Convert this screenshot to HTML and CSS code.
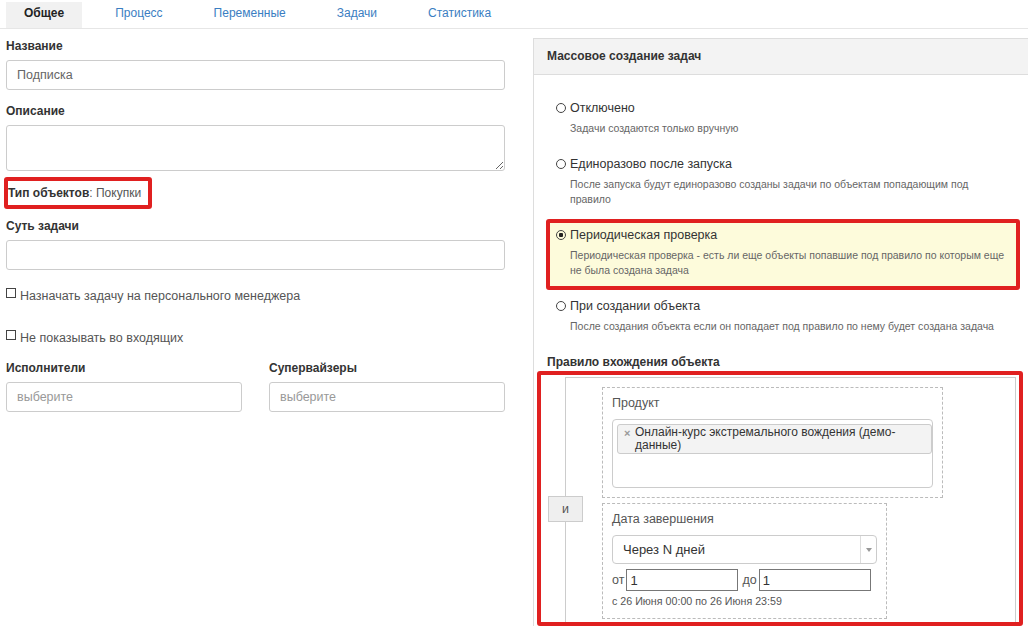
FILE: index.html
```html
<!DOCTYPE html>
<html lang="ru">

<head>
    <meta charset="UTF-8">
    <meta name="viewport" content="width=device-width, initial-scale=1.0">
    <title>Задача — Общее</title>
    <link rel="stylesheet" href="styles.css">
</head>

<body>
    <div class="tabs">
        <a href="javascript:;" class="tab active">Общее</a>
        <a href="javascript:;" class="tab">Процесс</a>
        <a href="javascript:;" class="tab">Переменные</a>
        <a href="javascript:;" class="tab">Задачи</a>
        <a href="javascript:;" class="tab">Статистика</a>
    </div>

    <div class="main">
        <!-- левая колонка: основные поля -->
        <div class="left">
            <div class="field">
                <label class="label">Название</label>
                <input class="input" type="text" value="Подписка">
            </div>
            <div class="field field-desc">
                <label class="label">Описание</label>
                <textarea class="input textarea"></textarea>
            </div>
            <div class="obj-type"><b>Тип объектов</b><span>: Покупки</span></div>
            <div class="field field-task">
                <label class="label">Суть задачи</label>
                <input class="input" type="text">
            </div>
            <div class="check-row check-first"><span class="check"></span>Назначать задачу на персонального менеджера</div>
            <div class="check-row check-second"><span class="check"></span>Не показывать во входящих</div>
            <div class="pair">
                <div class="field">
                    <label class="label">Исполнители</label>
                    <input class="input" type="text" placeholder="выберите">
                </div>
                <div class="field">
                    <label class="label">Супервайзеры</label>
                    <input class="input" type="text" placeholder="выберите">
                </div>
            </div>
        </div>

        <!-- правая колонка: массовое создание -->
        <div class="panel">
            <div class="panel-title">Массовое создание задач</div>
            <div class="panel-body">
                <div class="option">
                    <div class="option-name"><span class="radio"></span>Отключено</div>
                    <div class="option-desc">Задачи создаются только вручную</div>
                </div>
                <div class="option">
                    <div class="option-name"><span class="radio"></span>Единоразово после запуска</div>
                    <div class="option-desc">После запуска будут единоразово созданы задачи по объектам попадающим под<br>правило</div>
                </div>
                <div class="option option-selected">
                    <div class="option-name"><span class="radio checked"></span>Периодическая проверка</div>
                    <div class="option-desc">Периодическая проверка - есть ли еще объекты попавшие под правило по которым еще<br>не была создана задача</div>
                </div>
                <div class="option">
                    <div class="option-name"><span class="radio"></span>При создании объекта</div>
                    <div class="option-desc">После создания объекта если он попадает под правило по нему будет создана задача</div>
                </div>

                <div class="rule-title">Правило вхождения объекта</div>
                <div class="rule-mark">
                    <div class="rule-group">
                        <span class="rule-and">и</span>
                        <div class="cond cond-product">
                            <div class="cond-label">Продукт</div>
                            <div class="multi">
                                <div class="tag">
                                    <span class="tag-x">×</span>
                                    <span class="tag-text">Онлайн-курс экстремального вождения (демо-<br>данные)</span>
                                </div>
                            </div>
                        </div>
                        <div class="cond cond-date">
                            <div class="cond-label">Дата завершения</div>
                            <div class="select">
                                <span class="select-value">Через N дней</span>
                                <span class="select-arrow"><i></i></span>
                            </div>
                            <div class="range">
                                <span>от</span><input type="text" value="1">
                                <span class="range-to">до</span><input type="text" value="1">
                            </div>
                            <div class="range-note">с 26 Июня 00:00 по 26 Июня 23:59</div>
                        </div>
                    </div>
                </div>
            </div>
        </div>
    </div>
</body>

</html>
```

FILE: styles.css
```css
* {
    margin: 0;
    padding: 0;
    box-sizing: border-box;
}

html,
body {
    overflow: hidden;
}

body {
    width: 1028px;
    height: 626px;
    font-family: "Liberation Sans", Arial, sans-serif;
    font-size: 12.5px;
    color: #333;
    background-color: #fff;
}

a {
    text-decoration: none;
}

/* вкладки */
.tabs {
    display: flex;
    height: 29px;
    padding-left: 6px;
    border-bottom: 1px solid #e6e6e6;
}

.tab {
    height: 26px;
    margin-top: 2px;
    margin-right: 15px;
    padding: 0 18px;
    font-size: 12px;
    line-height: 22px;
    color: #3a7ec2;
}

.tab.active {
    background-color: #f1f1f1;
    color: #222;
    font-weight: bold;
}

.main {
    display: flex;
}

/* левая колонка */
.left {
    flex-shrink: 0;
    width: 499px;
    margin-left: 6px;
    padding-top: 8px;
}

.label {
    display: block;
    margin-bottom: 5px;
    font-size: 12px;
    line-height: 18px;
    font-weight: bold;
    color: #333;
}

.input {
    display: block;
    width: 100%;
    height: 30px;
    padding: 0 10px;
    border: 1px solid #ccc;
    border-radius: 3px;
    font-family: "Liberation Sans", Arial, sans-serif;
    font-size: 12.5px;
    color: #666;
    background-color: #fff;
    outline: none;
}

.input::placeholder {
    color: #999;
}

.textarea {
    height: 46px;
    padding: 5px 10px;
    resize: vertical;
}

.field-desc {
    margin-top: 12px;
}

.obj-type {
    width: fit-content;
    margin: 6px 0 0 -2px;
    padding: 3px 7px 3px 0;
    font-size: 12px;
    line-height: 18px;
    border: 4px solid #e02020;
    border-radius: 3px;
}

.obj-type span {
    color: #555;
}

.field-task {
    margin-top: 8px;
}

.check-row {
    line-height: 18px;
    color: #555;
}

.check-first {
    margin-top: 17px;
}

.check-second {
    margin-top: 24px;
}

.check {
    display: inline-block;
    width: 10px;
    height: 10px;
    margin-right: 4px;
    border: 1px solid #444;
    vertical-align: 2px;
}

.pair {
    display: grid;
    grid-template-columns: 1fr 1fr;
    column-gap: 27px;
    margin-top: 12px;
}

/* правая колонка */
.panel {
    flex-shrink: 0;
    width: 500px;
    min-height: 620px;
    margin: 9px 0 0 28px;
    border: 1px solid #ddd;
}

.panel-title {
    height: 36px;
    padding: 0 13px;
    font-size: 12px;
    line-height: 35px;
    font-weight: bold;
    background-color: #f3f3f3;
    border-bottom: 1px solid #ddd;
}

.panel-body {
    padding: 17px 12px 0 12px;
}

.option {
    padding: 7px 10px 12px;
}

.option-selected {
    padding: 3px 6px 8px;
    border: 4px solid #e02020;
    border-radius: 3px;
    background-color: #fdfbdb;
}

.option-name {
    line-height: 18px;
    color: #333;
}

.radio {
    display: inline-block;
    width: 10px;
    height: 10px;
    margin-right: 4px;
    border: 1px solid #444;
    border-radius: 50%;
    vertical-align: -1px;
}

.radio.checked {
    background: radial-gradient(circle, #222 2px, transparent 2.5px);
}

.option-desc {
    margin-top: 4px;
    padding-left: 14px;
    font-size: 10.5px;
    line-height: 15px;
    color: #666;
    white-space: nowrap;
}

.rule-title {
    margin-top: 7px;
    padding-left: 1px;
    font-size: 12px;
    line-height: 18px;
    font-weight: bold;
}

/* правило вхождения */
.rule-mark {
    height: 255px;
    margin: 0 -3px 0 -9px;
    padding: 2px 3px 0 24px;
    border: 4px solid #e02020;
    border-radius: 3px;
    overflow: hidden;
}

.rule-group {
    position: relative;
    min-height: 300px;
    padding: 9px 0 0 36px;
    border: 1px solid #ccc;
    border-bottom: 0;
}

.rule-and {
    position: absolute;
    top: 118px;
    left: -18px;
    width: 35px;
    height: 26px;
    line-height: 24px;
    text-align: center;
    color: #555;
    background-color: #efefef;
    border: 1px solid #ccc;
}

.cond {
    margin-bottom: 5px;
    padding: 8px 9px 9px;
    border: 1px dashed #bbb;
}

.cond-product {
    width: 341px;
}

.cond-date {
    width: 285px;
}

.cond-label {
    margin-bottom: 8px;
    line-height: 15px;
    color: #555;
}

.multi {
    height: 69px;
    padding: 4px 0 0 4px;
    border: 1px solid #ccc;
    border-radius: 4px;
}

.tag {
    display: flex;
    height: 30px;
    padding-left: 6px;
    font-size: 12px;
    line-height: 13px;
    color: #333;
    background-color: #f3f3f3;
    border: 1px solid #ccc;
    border-radius: 3px;
}

.tag-x {
    width: 11px;
    padding-top: 2px;
    font-size: 11px;
    font-weight: bold;
    color: #999;
}

.tag-text {
    padding-top: 1px;
}

.select {
    display: flex;
    height: 29px;
    border: 1px solid #ccc;
    border-radius: 4px;
}

.select-value {
    flex: 1;
    padding-left: 10px;
    font-size: 13px;
    line-height: 27px;
    color: #333;
}

.select-arrow {
    display: flex;
    align-items: center;
    justify-content: center;
    width: 16px;
    border-left: 1px solid #ddd;
}

.select-arrow i {
    width: 0;
    height: 0;
    border-top: 4px solid #999;
    border-left: 3px solid transparent;
    border-right: 3px solid transparent;
}

.range {
    display: flex;
    align-items: center;
    height: 22px;
    margin-top: 5px;
    color: #555;
}

.range input {
    width: 112px;
    height: 22px;
    margin-left: 2px;
    padding: 0 3px;
    font-family: "Liberation Sans", Arial, sans-serif;
    font-size: 13px;
    color: #333;
    border: 1px solid #777;
    outline: none;
}

.range-to {
    margin-left: 4px;
}

.range-note {
    margin-top: 3px;
    font-size: 10.7px;
    line-height: 15px;
    color: #555;
}
```
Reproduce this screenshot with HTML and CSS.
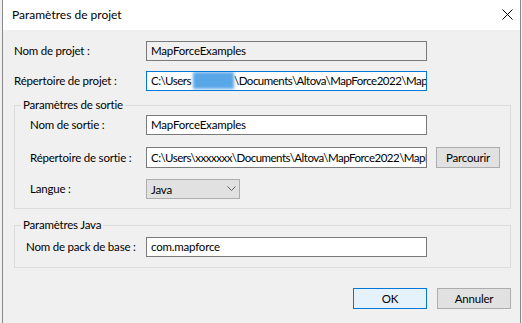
FILE: index.html
```html
<!DOCTYPE html>
<html lang="fr">
<head>
<meta charset="utf-8">
<title>Paramètres de projet</title>
<link rel="stylesheet" href="styles.css">
</head>
<body>
<div class="window">
  <div class="titlebar">
    <span class="title">Paramètres de projet</span>
    <svg class="close" width="11" height="11" viewBox="0 0 11 11"><path d="M0.5 0.5L10.5 10.5M10.5 0.5L0.5 10.5" stroke="#000" stroke-width="1" fill="none"/></svg>
  </div>
  <div class="content">
    <div class="row">
      <span class="label label-top">Nom de projet :</span>
      <div class="field readonly">MapForceExamples</div>
    </div>
    <div class="row row-gap">
      <span class="label label-top">Répertoire de projet :</span>
      <div class="field focused path">C:\Users<span class="redact"></span>\Documents\Altova\MapForce2022\MapForceExamples</div>
    </div>

    <div class="group group-out">
      <div class="legend">Paramètres de sortie</div>
      <div class="row">
        <span class="label label-g1">Nom de sortie :</span>
        <div class="field">MapForceExamples</div>
      </div>
      <div class="row row-dir">
        <span class="label label-g1">Répertoire de sortie :</span>
        <div class="field field-tall path">C:\Users\xxxxxxx\Documents\Altova\MapForce2022\MapForceExamples</div>
        <div class="button btn-browse">Parcourir</div>
      </div>
      <div class="row row-lang">
        <span class="label label-g1">Langue :</span>
        <div class="combo">
          <span>Java</span>
          <svg class="chevron" width="9" height="5" viewBox="0 0 9 5"><path d="M0.5 0.5L4.5 4.5L8.5 0.5" stroke="#606060" stroke-width="1" fill="none"/></svg>
        </div>
      </div>
    </div>

    <div class="group group-java">
      <div class="legend">Paramètres Java</div>
      <div class="row">
        <span class="label label-g2">Nom de pack de base :</span>
        <div class="field">com.mapforce</div>
      </div>
    </div>

    <div class="buttons">
      <div class="button btn-default">OK</div>
      <div class="button">Annuler</div>
    </div>
  </div>
</div>
</body>
</html>
```

FILE: styles.css
```css
* {
  box-sizing: border-box;
}

html, body {
  margin: 0;
  padding: 0;
}

body {
  width: 522px;
  height: 323px;
  overflow: hidden;
  background: #f0f0f0;
  font-family: Lato, "Noto Sans", sans-serif;
  font-size: 11.5px;
  letter-spacing: -0.2px;
  color: #000;
}

.window {
  margin-left: 2px;
  width: 519px;
  height: 323px;
  border-left: 1px solid #8a8a8a;
  border-right: 1px solid #8a8a8a;
  background: #f0f0f0;
}

.titlebar {
  height: 30px;
  background: #fff;
  display: flex;
  align-items: center;
  justify-content: space-between;
  padding: 0 7px 0 9px;
}

.title {
  font-size: 12px;
  letter-spacing: 0;
  line-height: 16px;
  padding-bottom: 1px;
}

.close {
  display: block;
  margin-bottom: 1px;
}

.content {
  padding: 11px 0 0 11px;
}

.row {
  display: flex;
  align-items: center;
  height: 20px;
}

.row-gap {
  margin-top: 10px;
}

.label {
  flex: none;
  line-height: 14px;
  white-space: nowrap;
}

.label-top {
  width: 132px;
}

.label-g1 {
  width: 116px;
}

.label-g2 {
  width: 120px;
}

.field {
  flex: none;
  width: 281px;
  height: 20px;
  border: 1px solid #7a7a7a;
  background: #fff;
  padding: 0 4px;
  line-height: 18px;
  white-space: nowrap;
  overflow: hidden;
}

.field.path {
  letter-spacing: -0.5px;
}

.field.readonly {
  background: #f0f0f0;
}

.field.focused {
  border-color: #0078d7;
}

.redact {
  display: inline-block;
  width: 41px;
  height: 17px;
  vertical-align: top;
  background: #5aa7e8;
  filter: blur(1.5px);
  margin-left: 2px;
}

.group {
  position: relative;
  width: 497px;
  border: 1px solid #dcdcdc;
}

.group-out {
  margin-top: 14px;
  padding: 9px 0 9px 15px;
}

.group-java {
  margin-top: 16px;
  padding: 11px 0 10px 11px;
}

.legend {
  position: absolute;
  top: -8px;
  left: 6px;
  padding: 0 2px;
  line-height: 14px;
  background: #f0f0f0;
  white-space: nowrap;
}

.row-dir {
  margin-top: 12px;
  height: 21px;
}

.field-tall {
  height: 21px;
  line-height: 19px;
}

.row-lang {
  margin-top: 11px;
}

.combo {
  width: 94px;
  height: 20px;
  border: 1px solid #adadad;
  background: #e1e1e1;
  display: flex;
  align-items: center;
  justify-content: space-between;
  padding: 0 3px 0 4px;
}

.chevron {
  display: block;
  margin-bottom: 1px;
}

.button {
  width: 74px;
  height: 21px;
  border: 1px solid #adadad;
  background: #e1e1e1;
  display: flex;
  align-items: center;
  justify-content: center;
  line-height: 14px;
}

.btn-browse {
  margin-left: 9px;
  width: 64px;
}

.btn-default {
  border-color: #0078d7;
  background: #e5f1fb;
}

.buttons {
  width: 497px;
  margin-top: 20px;
  display: flex;
  justify-content: flex-end;
  gap: 10px;
}
```
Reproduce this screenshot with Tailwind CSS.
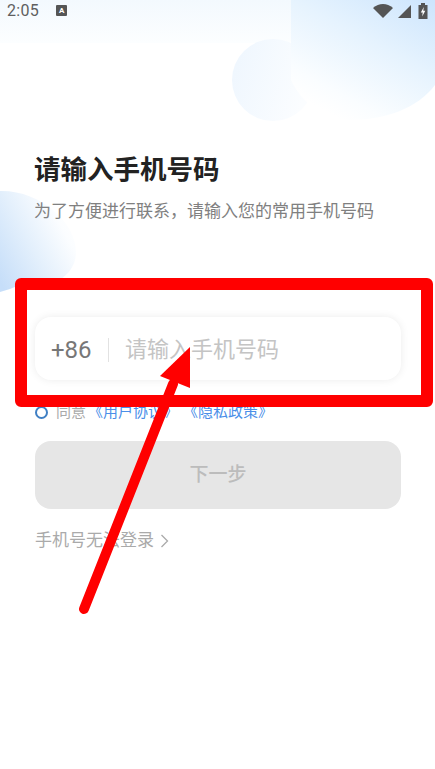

# YOUR GOAL
Identify each line in the records above that contains the word "Reproduce", and copy it out in full.

# TASK SOLUTION
Reproduce this screenshot with HTML and CSS.
Reproduce this screenshot with Tailwind CSS.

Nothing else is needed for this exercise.